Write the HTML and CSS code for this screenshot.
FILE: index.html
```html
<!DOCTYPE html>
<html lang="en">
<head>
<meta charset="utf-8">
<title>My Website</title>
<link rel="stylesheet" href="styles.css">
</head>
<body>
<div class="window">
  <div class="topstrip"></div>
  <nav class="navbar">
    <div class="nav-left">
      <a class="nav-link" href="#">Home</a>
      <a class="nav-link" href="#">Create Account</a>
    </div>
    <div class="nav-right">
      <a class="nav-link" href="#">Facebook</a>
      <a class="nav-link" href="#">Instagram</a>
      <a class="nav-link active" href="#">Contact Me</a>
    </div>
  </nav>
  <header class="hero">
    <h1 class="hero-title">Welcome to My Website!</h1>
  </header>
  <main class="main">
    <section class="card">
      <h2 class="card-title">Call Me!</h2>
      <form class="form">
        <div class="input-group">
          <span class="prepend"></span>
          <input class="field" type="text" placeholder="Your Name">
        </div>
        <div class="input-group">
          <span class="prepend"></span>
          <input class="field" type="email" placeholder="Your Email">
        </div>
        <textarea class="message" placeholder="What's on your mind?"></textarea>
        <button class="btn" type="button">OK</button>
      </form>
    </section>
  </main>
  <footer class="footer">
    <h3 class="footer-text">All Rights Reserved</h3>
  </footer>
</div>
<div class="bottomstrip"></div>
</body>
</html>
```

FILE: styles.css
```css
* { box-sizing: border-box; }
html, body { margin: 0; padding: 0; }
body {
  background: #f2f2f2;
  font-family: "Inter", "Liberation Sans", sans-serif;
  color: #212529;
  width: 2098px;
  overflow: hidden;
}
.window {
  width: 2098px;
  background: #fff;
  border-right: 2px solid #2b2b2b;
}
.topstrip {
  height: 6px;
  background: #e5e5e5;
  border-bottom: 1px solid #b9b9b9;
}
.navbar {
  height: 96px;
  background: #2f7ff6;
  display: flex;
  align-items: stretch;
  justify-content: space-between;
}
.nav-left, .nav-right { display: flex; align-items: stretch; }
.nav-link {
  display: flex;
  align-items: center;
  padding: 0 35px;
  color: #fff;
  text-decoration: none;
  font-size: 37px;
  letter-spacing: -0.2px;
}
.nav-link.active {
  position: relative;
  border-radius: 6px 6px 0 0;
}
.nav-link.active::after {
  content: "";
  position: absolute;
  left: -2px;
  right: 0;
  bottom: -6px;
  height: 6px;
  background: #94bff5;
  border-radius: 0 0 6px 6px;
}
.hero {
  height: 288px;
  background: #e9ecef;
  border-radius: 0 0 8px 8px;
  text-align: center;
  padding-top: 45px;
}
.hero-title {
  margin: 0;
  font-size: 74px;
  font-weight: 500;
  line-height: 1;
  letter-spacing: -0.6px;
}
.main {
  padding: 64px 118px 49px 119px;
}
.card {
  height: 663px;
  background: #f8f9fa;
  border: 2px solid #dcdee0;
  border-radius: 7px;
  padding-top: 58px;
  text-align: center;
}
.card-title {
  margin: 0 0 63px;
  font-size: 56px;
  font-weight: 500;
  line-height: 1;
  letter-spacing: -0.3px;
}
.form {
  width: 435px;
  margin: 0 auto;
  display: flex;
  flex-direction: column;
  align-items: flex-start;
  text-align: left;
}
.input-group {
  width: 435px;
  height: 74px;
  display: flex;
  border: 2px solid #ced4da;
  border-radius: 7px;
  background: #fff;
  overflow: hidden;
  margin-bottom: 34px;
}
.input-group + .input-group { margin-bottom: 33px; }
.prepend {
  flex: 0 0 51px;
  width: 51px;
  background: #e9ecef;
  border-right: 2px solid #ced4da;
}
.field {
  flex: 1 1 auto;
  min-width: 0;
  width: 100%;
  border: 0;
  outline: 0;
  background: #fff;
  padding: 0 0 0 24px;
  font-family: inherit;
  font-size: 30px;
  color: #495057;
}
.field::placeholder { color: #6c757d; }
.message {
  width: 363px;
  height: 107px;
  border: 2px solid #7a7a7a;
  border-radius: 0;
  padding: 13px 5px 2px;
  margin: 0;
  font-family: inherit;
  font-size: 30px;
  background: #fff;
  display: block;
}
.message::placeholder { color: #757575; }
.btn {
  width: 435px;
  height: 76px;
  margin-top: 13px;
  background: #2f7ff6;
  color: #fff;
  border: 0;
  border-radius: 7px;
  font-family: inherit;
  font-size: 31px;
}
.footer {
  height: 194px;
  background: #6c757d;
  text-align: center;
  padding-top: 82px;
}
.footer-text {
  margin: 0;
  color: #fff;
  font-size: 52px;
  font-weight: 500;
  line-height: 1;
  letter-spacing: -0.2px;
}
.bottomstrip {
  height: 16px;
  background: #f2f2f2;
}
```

○ ○ ○ ○

WHAT THE EXERCISE ASKS ▸
Repeat the listing in full, keeping every line exactly as it is.

ANSWER TO THE PROBLEM ▸
Write the HTML and CSS code for this screenshot.
FILE: index.html
```html
<!DOCTYPE html>
<html lang="en">
<head>
<meta charset="utf-8">
<title>My Website</title>
<link rel="stylesheet" href="styles.css">
</head>
<body>
<div class="window">
  <div class="topstrip"></div>
  <nav class="navbar">
    <div class="nav-left">
      <a class="nav-link" href="#">Home</a>
      <a class="nav-link" href="#">Create Account</a>
    </div>
    <div class="nav-right">
      <a class="nav-link" href="#">Facebook</a>
      <a class="nav-link" href="#">Instagram</a>
      <a class="nav-link active" href="#">Contact Me</a>
    </div>
  </nav>
  <header class="hero">
    <h1 class="hero-title">Welcome to My Website!</h1>
  </header>
  <main class="main">
    <section class="card">
      <h2 class="card-title">Call Me!</h2>
      <form class="form">
        <div class="input-group">
          <span class="prepend"></span>
          <input class="field" type="text" placeholder="Your Name">
        </div>
        <div class="input-group">
          <span class="prepend"></span>
          <input class="field" type="email" placeholder="Your Email">
        </div>
        <textarea class="message" placeholder="What's on your mind?"></textarea>
        <button class="btn" type="button">OK</button>
      </form>
    </section>
  </main>
  <footer class="footer">
    <h3 class="footer-text">All Rights Reserved</h3>
  </footer>
</div>
<div class="bottomstrip"></div>
</body>
</html>
```

FILE: styles.css
```css
* { box-sizing: border-box; }
html, body { margin: 0; padding: 0; }
body {
  background: #f2f2f2;
  font-family: "Inter", "Liberation Sans", sans-serif;
  color: #212529;
  width: 2098px;
  overflow: hidden;
}
.window {
  width: 2098px;
  background: #fff;
  border-right: 2px solid #2b2b2b;
}
.topstrip {
  height: 6px;
  background: #e5e5e5;
  border-bottom: 1px solid #b9b9b9;
}
.navbar {
  height: 96px;
  background: #2f7ff6;
  display: flex;
  align-items: stretch;
  justify-content: space-between;
}
.nav-left, .nav-right { display: flex; align-items: stretch; }
.nav-link {
  display: flex;
  align-items: center;
  padding: 0 35px;
  color: #fff;
  text-decoration: none;
  font-size: 37px;
  letter-spacing: -0.2px;
}
.nav-link.active {
  position: relative;
  border-radius: 6px 6px 0 0;
}
.nav-link.active::after {
  content: "";
  position: absolute;
  left: -2px;
  right: 0;
  bottom: -6px;
  height: 6px;
  background: #94bff5;
  border-radius: 0 0 6px 6px;
}
.hero {
  height: 288px;
  background: #e9ecef;
  border-radius: 0 0 8px 8px;
  text-align: center;
  padding-top: 45px;
}
.hero-title {
  margin: 0;
  font-size: 74px;
  font-weight: 500;
  line-height: 1;
  letter-spacing: -0.6px;
}
.main {
  padding: 64px 118px 49px 119px;
}
.card {
  height: 663px;
  background: #f8f9fa;
  border: 2px solid #dcdee0;
  border-radius: 7px;
  padding-top: 58px;
  text-align: center;
}
.card-title {
  margin: 0 0 63px;
  font-size: 56px;
  font-weight: 500;
  line-height: 1;
  letter-spacing: -0.3px;
}
.form {
  width: 435px;
  margin: 0 auto;
  display: flex;
  flex-direction: column;
  align-items: flex-start;
  text-align: left;
}
.input-group {
  width: 435px;
  height: 74px;
  display: flex;
  border: 2px solid #ced4da;
  border-radius: 7px;
  background: #fff;
  overflow: hidden;
  margin-bottom: 34px;
}
.input-group + .input-group { margin-bottom: 33px; }
.prepend {
  flex: 0 0 51px;
  width: 51px;
  background: #e9ecef;
  border-right: 2px solid #ced4da;
}
.field {
  flex: 1 1 auto;
  min-width: 0;
  width: 100%;
  border: 0;
  outline: 0;
  background: #fff;
  padding: 0 0 0 24px;
  font-family: inherit;
  font-size: 30px;
  color: #495057;
}
.field::placeholder { color: #6c757d; }
.message {
  width: 363px;
  height: 107px;
  border: 2px solid #7a7a7a;
  border-radius: 0;
  padding: 13px 5px 2px;
  margin: 0;
  font-family: inherit;
  font-size: 30px;
  background: #fff;
  display: block;
}
.message::placeholder { color: #757575; }
.btn {
  width: 435px;
  height: 76px;
  margin-top: 13px;
  background: #2f7ff6;
  color: #fff;
  border: 0;
  border-radius: 7px;
  font-family: inherit;
  font-size: 31px;
}
.footer {
  height: 194px;
  background: #6c757d;
  text-align: center;
  padding-top: 82px;
}
.footer-text {
  margin: 0;
  color: #fff;
  font-size: 52px;
  font-weight: 500;
  line-height: 1;
  letter-spacing: -0.2px;
}
.bottomstrip {
  height: 16px;
  background: #f2f2f2;
}
```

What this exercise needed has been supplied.